3.   Jenis-jenis Belajar
Berkenaan dengan proses belajar yang terjadi pada diri peserta didik, Gagne (1985) mengemukakan delapan macam jenis belajar. Kedelapan jenis belajar tersebut adalah:
a.   Belajar Isyarat (Signal Learning)
Belajar melalui isyarat adalah melakukan atau tidak melakukan sesuatu karena adanya isyarat. Misalnya berhenti bicara ketika mendapat isyarat telunjuk yang menyilang di mulut sebagai tanda tidak boleh berisik atau ribut; berhenti menjalankan atau mengendarai sepeda motor ketika di perempatan jalan melihat isyarat lampu merah menyala.

b.   Belajar Stimulus-Respon (Stimulus Response Learning)
Belajar stimulus-respon terjadi pada individu karena adanya rangsangan dari luar. Misalnya, menendang bola ketika ada bola yang menggelinding di depan kaki, berbaris rapi karena adanya komando, berlari karena adanya suara anjing yang menggonggong dan mengejarnya dari belakang, dan sebagainya.

c.   Belajar Rangkaian (Chaining Learning)  
Belajar rangkaian terjadi melalui perpaduan berbagai proses stimulus-respon (S-R) yang telah dipelajari sebelumnya sehingga melahirkan perilaku yang segera atau spontan seperti konsep merah-putih, panas –dingin, ibu-bapak, kaya-miskin, dan sebagainya.

d.   Belajar Asisiasi Verbal (Verbal Association Learning)
Belajar Asosiasi Verbal terjadi apabila individu telah mengetahui sebutan bentuk dan dapat menangkap makna yang bersifat verbal. Misalnya, perahu itu seperti badan itik atau kereta api itu seperti keluaang (kaki seribu) tu wajahnya seperti bulan kesiangan. 

e.   Belajar Membedakan (Discrimination Learning)  
Belajar diskriminasi terjadi apabila individu berhadapan dengan benda, suasana, atau pengalaman yang luas dan mencoba membeda-bedakan hal-hal yang jumlahnya banyak. Misalnya, membedakan jenis tumbuhan atas dasar urat daunnya, membedakan suku bangsa atas dasar tempat tinggalnya, membedakan negara menurut tingkat kemajuannya.

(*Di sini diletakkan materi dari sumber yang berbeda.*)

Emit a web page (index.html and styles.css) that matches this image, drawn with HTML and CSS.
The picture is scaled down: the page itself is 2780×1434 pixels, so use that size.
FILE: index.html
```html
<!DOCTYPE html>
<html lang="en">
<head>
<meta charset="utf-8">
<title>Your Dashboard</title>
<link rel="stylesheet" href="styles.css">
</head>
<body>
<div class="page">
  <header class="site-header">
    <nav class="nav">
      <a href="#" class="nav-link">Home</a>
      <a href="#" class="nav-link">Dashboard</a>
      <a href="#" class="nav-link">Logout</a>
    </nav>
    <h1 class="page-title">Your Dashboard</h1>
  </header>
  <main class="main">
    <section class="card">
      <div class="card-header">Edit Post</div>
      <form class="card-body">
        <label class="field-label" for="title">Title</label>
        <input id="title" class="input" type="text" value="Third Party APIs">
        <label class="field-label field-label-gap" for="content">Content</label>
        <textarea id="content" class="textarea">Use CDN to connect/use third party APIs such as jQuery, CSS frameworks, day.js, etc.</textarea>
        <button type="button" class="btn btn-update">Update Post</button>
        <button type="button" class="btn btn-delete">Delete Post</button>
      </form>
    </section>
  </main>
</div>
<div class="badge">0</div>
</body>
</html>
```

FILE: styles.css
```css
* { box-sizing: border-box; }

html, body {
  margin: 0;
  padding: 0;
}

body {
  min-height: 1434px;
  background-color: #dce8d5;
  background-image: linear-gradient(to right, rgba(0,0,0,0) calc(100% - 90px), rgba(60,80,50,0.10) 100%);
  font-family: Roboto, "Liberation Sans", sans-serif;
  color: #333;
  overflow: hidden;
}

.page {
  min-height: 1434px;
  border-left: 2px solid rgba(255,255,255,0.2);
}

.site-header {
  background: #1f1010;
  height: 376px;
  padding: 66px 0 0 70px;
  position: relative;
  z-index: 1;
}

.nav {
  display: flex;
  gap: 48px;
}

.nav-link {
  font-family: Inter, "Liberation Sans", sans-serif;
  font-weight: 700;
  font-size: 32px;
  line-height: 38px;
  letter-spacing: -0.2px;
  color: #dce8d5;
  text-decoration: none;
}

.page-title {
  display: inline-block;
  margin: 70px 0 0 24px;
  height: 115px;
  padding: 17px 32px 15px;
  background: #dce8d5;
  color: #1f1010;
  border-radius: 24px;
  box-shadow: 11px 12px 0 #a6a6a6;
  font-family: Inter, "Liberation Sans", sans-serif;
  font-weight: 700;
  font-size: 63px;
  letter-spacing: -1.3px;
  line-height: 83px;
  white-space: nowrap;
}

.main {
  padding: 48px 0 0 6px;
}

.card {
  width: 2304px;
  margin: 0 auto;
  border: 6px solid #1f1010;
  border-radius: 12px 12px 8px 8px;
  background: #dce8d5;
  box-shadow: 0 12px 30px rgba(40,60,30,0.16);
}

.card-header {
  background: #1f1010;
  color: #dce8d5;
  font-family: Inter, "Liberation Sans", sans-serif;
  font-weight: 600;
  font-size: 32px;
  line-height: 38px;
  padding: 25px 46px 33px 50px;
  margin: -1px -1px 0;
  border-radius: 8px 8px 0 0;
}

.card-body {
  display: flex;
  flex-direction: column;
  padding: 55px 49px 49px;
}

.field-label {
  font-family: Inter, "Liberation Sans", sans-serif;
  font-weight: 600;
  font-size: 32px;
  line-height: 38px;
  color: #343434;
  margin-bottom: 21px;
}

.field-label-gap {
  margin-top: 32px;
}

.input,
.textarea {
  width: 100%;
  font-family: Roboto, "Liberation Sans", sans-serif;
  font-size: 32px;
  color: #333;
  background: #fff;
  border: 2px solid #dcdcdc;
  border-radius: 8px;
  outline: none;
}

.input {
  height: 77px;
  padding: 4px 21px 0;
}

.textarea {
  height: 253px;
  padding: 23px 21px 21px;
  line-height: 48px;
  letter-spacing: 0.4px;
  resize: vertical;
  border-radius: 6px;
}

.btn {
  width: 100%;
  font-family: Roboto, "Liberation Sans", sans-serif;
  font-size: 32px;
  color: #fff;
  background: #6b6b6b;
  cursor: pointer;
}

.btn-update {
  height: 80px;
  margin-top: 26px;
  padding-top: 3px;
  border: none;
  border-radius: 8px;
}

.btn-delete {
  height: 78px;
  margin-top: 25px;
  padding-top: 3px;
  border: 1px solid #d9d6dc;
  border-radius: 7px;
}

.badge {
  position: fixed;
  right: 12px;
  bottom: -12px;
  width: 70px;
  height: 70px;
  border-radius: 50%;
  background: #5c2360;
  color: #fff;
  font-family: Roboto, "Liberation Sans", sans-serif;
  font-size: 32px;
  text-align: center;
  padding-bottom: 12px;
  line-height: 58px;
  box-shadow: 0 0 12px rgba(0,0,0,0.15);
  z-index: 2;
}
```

f.    Belajar Konsep (Concept Learning)  
Belajar Konsep terjadi apabila individu menghadapi berbagaai fakta atau data yang kemudian ditafsirkan ke dalam suatu pengertian atau makna yang abstrak. Misalnya, binatang, tumbuhan, dan manusia termasuk makhluk hidup, negara-negara yang maju termasuk developed-countries, aturan-aturan yang mengatur hubungan antar negara termasuk hukum internasional.

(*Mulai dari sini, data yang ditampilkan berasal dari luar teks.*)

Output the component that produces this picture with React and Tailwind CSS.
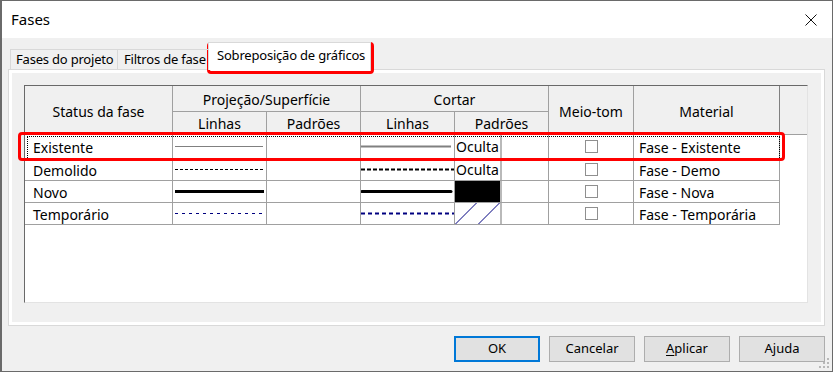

g.   Belajar Hukum atau Aturan (Rule Learning)
Belajar Aturan/Hukum terjadi apabila individu mengunakan beberapa rangkaian peristiwa atau perangkat data yang terdahulu atau yang diberikan sebelumnya dan menerapkannya atau menarik kesimpulan dari data tersebut menjadi suatu aturan. Misalnya, ditemukan bahwa benda memuai bila dipanaskan, iklim di suatu tempat dipengaruhi oleh kedudukan geografis dan astronomis di muka bumi, harga dipengaruhi oleh penawaran dan permintaan, dan sebagainya.

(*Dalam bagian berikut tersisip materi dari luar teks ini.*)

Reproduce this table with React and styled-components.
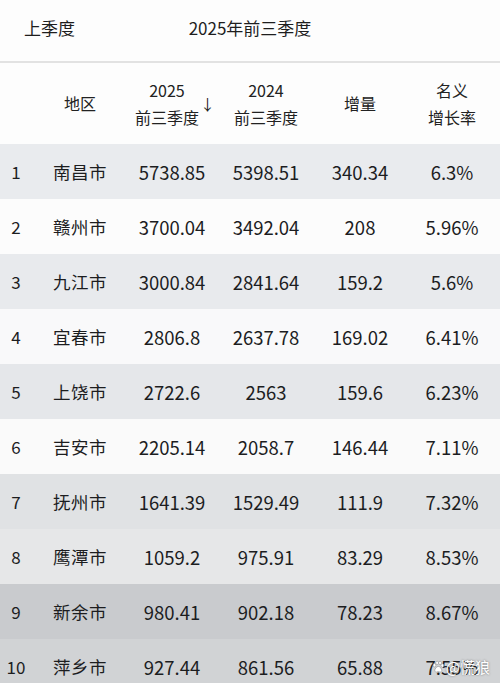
import React from 'react';
import styled, { createGlobalStyle } from 'styled-components';

const rows = [
  ['1', '南昌市', '5738.85', '5398.51', '340.34', '6.3%'],
  ['2', '赣州市', '3700.04', '3492.04', '208', '5.96%'],
  ['3', '九江市', '3000.84', '2841.64', '159.2', '5.6%'],
  ['4', '宜春市', '2806.8', '2637.78', '169.02', '6.41%'],
  ['5', '上饶市', '2722.6', '2563', '159.6', '6.23%'],
  ['6', '吉安市', '2205.14', '2058.7', '146.44', '7.11%'],
  ['7', '抚州市', '1641.39', '1529.49', '111.9', '7.32%'],
  ['8', '鹰潭市', '1059.2', '975.91', '83.29', '8.53%'],
  ['9', '新余市', '980.41', '902.18', '78.23', '8.67%'],
  ['10', '萍乡市', '927.44', '861.56', '65.88', '7.55%'],
];

// photo of a screen: bands get darker toward the bottom
const shades = [
  '#e9ebee', '#fcfcfc', '#e8eaed', '#f9f9fa', '#e5e7ea',
  '#fafafa', '#e0e2e4', '#e6e7e8', '#c9cbce', '#d1d3d5',
];

const App = () => (
  <>
    <Global />
    <Page>
      <Tabs>
        <Tab>上季度</Tab>
        <Tab $active>2025年前三季度</Tab>
      </Tabs>
      <HeadRow>
        <HeadCell />
        <HeadCell>地区</HeadCell>
        <HeadCell>
          <Sorted>
            <span>2025<br />前三季度</span>
            <Arrow>↓</Arrow>
          </Sorted>
        </HeadCell>
        <HeadCell>2024<br />前三季度</HeadCell>
        <HeadCell>增量</HeadCell>
        <HeadCell>名义<br />增长率</HeadCell>
      </HeadRow>
      {rows.map((r, i) => (
        <Row key={r[0]} $bg={shades[i]}>
          <Index>{r[0]}</Index>
          <City>{r[1]}</City>
          <Num>{r[2]}</Num>
          <Num>{r[3]}</Num>
          <Num>{r[4]}</Num>
          <Num>{r[5]}</Num>
        </Row>
      ))}
      <Watermark>
        <svg width="14" height="14" viewBox="0 0 24 24" fill="#fff" stroke="#8a8c8e" strokeWidth="1">
          <ellipse cx="6" cy="9" rx="2.4" ry="3" />
          <ellipse cx="10.5" cy="5" rx="2.4" ry="3" />
          <ellipse cx="15.5" cy="5" rx="2.4" ry="3" />
          <ellipse cx="19.5" cy="9.5" rx="2.4" ry="3" />
          <path d="M12.5 11c-3 0-6 4-6 7 0 2 2 3 3.5 2.5 1.2-.4 1.800-.6 2.5-.6s1.3.2 2.5.6c1.5.5 3.5-.5 3.5-2.5 0-3-3-7-6-7z" />
        </svg>
        <span>@慌狼</span>
      </Watermark>
    </Page>
  </>
);

const Global = createGlobalStyle`
  html, body {
    margin: 0;
    background: #fdfdfd;
  }
  body {
    font-family: "Noto Sans CJK SC", "Noto Sans", sans-serif;
    color: #1c1d1f;
    overflow: hidden;
  }
`;

const Page = styled.div`
  position: relative;
  width: 500px;
  height: 683px;
  overflow: hidden;
  background: #fdfdfd;
`;

const Tabs = styled.div`
  display: grid;
  grid-template-columns: 146px 160px;
  align-items: center;
  height: 61px;
  padding-left: 24px;
  border-bottom: 2px solid #e2e2e2;
  box-shadow: 0 1px 2px rgba(0, 0, 0, 0.04);
`;

const Tab = styled.div`
  font-size: 17px;
  color: #1e1e1e;
  text-align: ${p => (p.$active ? 'center' : 'left')};
  padding-bottom: 6px;
`;

const cols = '32px 96px 88px 100px 88px 96px';

const HeadRow = styled.div`
  display: grid;
  grid-template-columns: ${cols};
  align-items: center;
  height: 81px;
  background: #fdfdfd;
`;

const HeadCell = styled.div`
  font-size: 16px;
  line-height: 27px;
  text-align: center;
  color: #222;
`;

const Sorted = styled.div`
  position: relative;
  display: inline-block;
  margin-left: -10px;
`;

const Arrow = styled.span`
  position: absolute;
  right: -16px;
  top: 13px;
  font-size: 15px;
`;

const Row = styled.div`
  display: grid;
  grid-template-columns: ${cols};
  align-items: center;
  height: 55px;
  background: ${p => p.$bg};
`;

const Index = styled.div`
  font-size: 17px;
  text-align: center;
`;

const City = styled.div`
  font-size: 17.5px;
  letter-spacing: 0.5px;
  text-align: center;
`;

const Num = styled.div`
  font-size: 18.5px;
  text-align: center;
`;

const Watermark = styled.div`
  position: absolute;
  right: 10px;
  bottom: 6px;
  display: flex;
  align-items: center;
  gap: 1px;
  font-size: 15px;
  color: #fff;
  text-shadow: 0 0 2px rgba(60, 60, 60, 0.7);
`;

export default App;
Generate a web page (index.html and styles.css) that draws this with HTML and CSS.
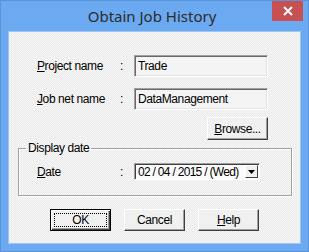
FILE: index.html
```html
<!DOCTYPE html>
<html lang="en">
<head>
    <meta charset="UTF-8">
    <title>Obtain Job History</title>
    <link rel="stylesheet" href="styles.css">
</head>
<body>
    <div class="window">
        <!-- Title bar -->
        <div class="titlebar">
            <span></span>
            <span class="title">Obtain Job History</span>
            <span class="close">
                <svg width="10" height="10" viewBox="0 0 10 10">
                    <path d="M1 1 L9 9 M9 1 L1 9" stroke="#fff" stroke-width="2"/>
                </svg>
            </span>
        </div>

        <!-- Dialog body -->
        <div class="client">
            <div class="form">
                <div class="row">
                    <span class="label"><u>P</u>roject name</span>
                    <span class="colon">:</span>
                    <div class="field">Trade</div>
                </div>
                <div class="row row-gap">
                    <span class="label"><u>J</u>ob net name</span>
                    <span class="colon">:</span>
                    <div class="field">DataManagement</div>
                </div>
                <div class="browse-row">
                    <button class="btn browse"><u>B</u>rowse...</button>
                </div>
            </div>

            <fieldset class="group">
                <legend>Display date</legend>
                <div class="row">
                    <span class="label"><u>D</u>ate</span>
                    <span class="colon">:</span>
                    <div class="combo">
                        <span class="combo-text">02 / 04 / 2015 / (Wed)</span>
                        <span class="combo-arrow">
                            <svg width="7" height="4" viewBox="0 0 7 4">
                                <path d="M0 0 H7 L3.5 4 Z" fill="#000"/>
                            </svg>
                        </span>
                    </div>
                </div>
            </fieldset>

            <div class="buttons">
                <button class="btn default"><span class="focus">OK</span></button>
                <button class="btn">Cancel</button>
                <button class="btn"><u>H</u>elp</button>
            </div>
        </div>
    </div>
</body>
</html>
```

FILE: styles.css
```css
body {
    margin: 0;
    font-family: 'Liberation Sans', Arial, sans-serif;
    font-size: 12px;
    letter-spacing: -0.4px;
    color: #000;
}

.window {
    width: 309px;
    height: 252px;
    box-sizing: border-box;
    border: 1px solid #5a93d8;
    background: #6ba9f0;
    padding: 0 7px 7px 7px;
}

.titlebar {
    display: grid;
    grid-template-columns: 1fr auto 1fr;
    height: 30px;
    margin: 0 -7px;
    padding-right: 5px;
}

.title {
    font-family: 'Noto Sans', sans-serif;
    font-size: 15px;
    letter-spacing: 0;
    color: #2b2b2b;
    line-height: 30px;
}

.close {
    justify-self: end;
    width: 31px;
    height: 20px;
    background: #c75050;
    display: flex;
    align-items: center;
    justify-content: center;
}

.client {
    height: 213px;
    box-sizing: border-box;
    border: 1px solid #9cc6f5;
    background: repeating-conic-gradient(#f8f8f8 0 25%, #e9e9e9 0 50%) 0 0 / 2px 2px;
    line-height: 14px;
}

.form {
    width: 231px;
    margin: 23px 0 0 28px;
}

.row {
    display: grid;
    grid-template-columns: 83px 14px auto;
    align-items: center;
}

.row-gap {
    margin-top: 11px;
}

.field {
    width: 134px;
    height: 22px;
    box-sizing: border-box;
    border: 1px solid;
    border-color: #a0a0a0 #fff #fff #a0a0a0;
    box-shadow: inset 1px 1px 0 #696969, inset -1px -1px 0 #e3e3e3;
    background: #f4f4f4;
    padding: 3px 0 0 3px;
}

.browse-row {
    display: flex;
    justify-content: flex-end;
    margin-top: 7px;
}

.btn {
    font: inherit;
    letter-spacing: inherit;
    color: #000;
    height: 23px;
    padding: 0;
    box-sizing: border-box;
    border: 1px solid;
    border-color: #fff #404040 #404040 #fff;
    box-shadow: inset -1px -1px 0 #a0a0a0;
    background: #f0f0f0;
}

.browse {
    width: 61px;
}

.group {
    margin: 1px 8px 0 9px;
    padding: 8px 0 15px 18px;
    border: 1px solid #a0a0a0;
    box-shadow: inset 1px 1px 0 #fff, 1px 1px 0 #fff;
}

.group legend {
    padding: 0 2px;
    margin-left: -11px;
}

.combo {
    width: 126px;
    height: 17px;
    box-sizing: border-box;
    border: 1px solid;
    border-color: #a0a0a0 #fff #fff #a0a0a0;
    box-shadow: inset 1px 1px 0 #404040;
    background: #fafafa;
    display: flex;
    align-items: center;
    justify-content: space-between;
    padding: 1px 1px 1px 3px;
}

.combo-text {
    white-space: nowrap;
    letter-spacing: -0.7px;
}

.combo-arrow {
    flex: none;
    width: 13px;
    height: 13px;
    box-sizing: border-box;
    border: 1px solid;
    border-color: #fff #404040 #404040 #fff;
    background: #f0f0f0;
    display: flex;
    align-items: center;
    justify-content: center;
}

.buttons {
    display: flex;
    justify-content: center;
    gap: 13px;
    margin-top: 13px;
}

.buttons .btn {
    width: 61px;
    height: 22px;
}

.btn.default {
    border-color: #000;
    box-shadow: inset 1px 1px 0 #fff, inset -1px -1px 0 #404040, inset -2px -2px 0 #a0a0a0;
    padding: 3px;
}

.focus {
    display: block;
    height: 100%;
    box-sizing: border-box;
    border: 1px dotted #000;
    line-height: 12px;
}
```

h.   Belajar Pemecahan Masalah (Problem Solving Learning)
Belajar Pemecahan Masalah terjadi apabila individu menggunakan berbagai konsep atau prinsip untuk menjawab suatu pertanyaan. Misalnya, mengapa bahan bakar minyak naik, mengapa minat masuk perguruan tinggi menurun. Pemecahan masalah selalu bersegi banyak dan satu sama lain saling berkaitan.
Urutan jenis-jenis belajar tersebut merupakan tahapan belajar yang bersifat hierarkis. Jenis belajar yang pertama merupakan prasyarat bagi jenis belajar yang kedua, jenis belajar yang kedua merupakan prasyarat bagi jenis belajar yang berikutnya, dan seterusnya. Seorang individu tidak akan mampu melakukan belajar pemecahan masalah jika individu tersebut belum menguasai belajar aturan, konsep, membedakan, dan seterusnya. 




C.  KESIMPULAN   
1.   Belajar mengacu pada perubahan perilaku individu sebagai akibat dari proses pengalaman baik yang dialami maupun yang sengaja dirancang.
2.   Ciri-ciri belajar adalah adanya perubahan perilaku. Perubahan perilaku tersebut merupakan hasil interaksi individu dengan lingkungan, serta perilaku tersebut bersifat relatif menetap.
3.   Delapan jenis belajar menurut Gagne adalah: belajar isyarat, belajar stimulus respon, Belajar rangkaian, belajar asosiasi verbal, belajar membedakan, belajar konsep, belajar hukum/aturan, dan belejar pemecahan masalah.














DAFTAR PUSTAKA
1.   Syah, Muhibin, 2009, Psikologi Belajar, Jakarta: Raja Grafindo Persada.
2.   Ahmadi, Abu dan Supriyono Widodo, 2004. Psikologi Belajar, Jakarta: Rineka Cipta.
3.   Bell Gredler,M.E., 1986, Learning and instruction, New York: Macmillan Publishing.
4.   Winataputra, Udin S. dkk, 2007, Teori Belajar dan Pembelajaran, Jakarta: Universitas Terbuka. 
5.   Makmun, Syamsudin Ibn., 2007, Psikologi Kependidikan, Perangkat Sistem Pengajaran Modul,  Bandung: PT. Remaja Rosdakarya.
6.   Republik Indonesia, 2003, Undang-Undang Republik Indonesia Nomor 20 Tahun 2003 tentang Sistem Pendidikan Nasional.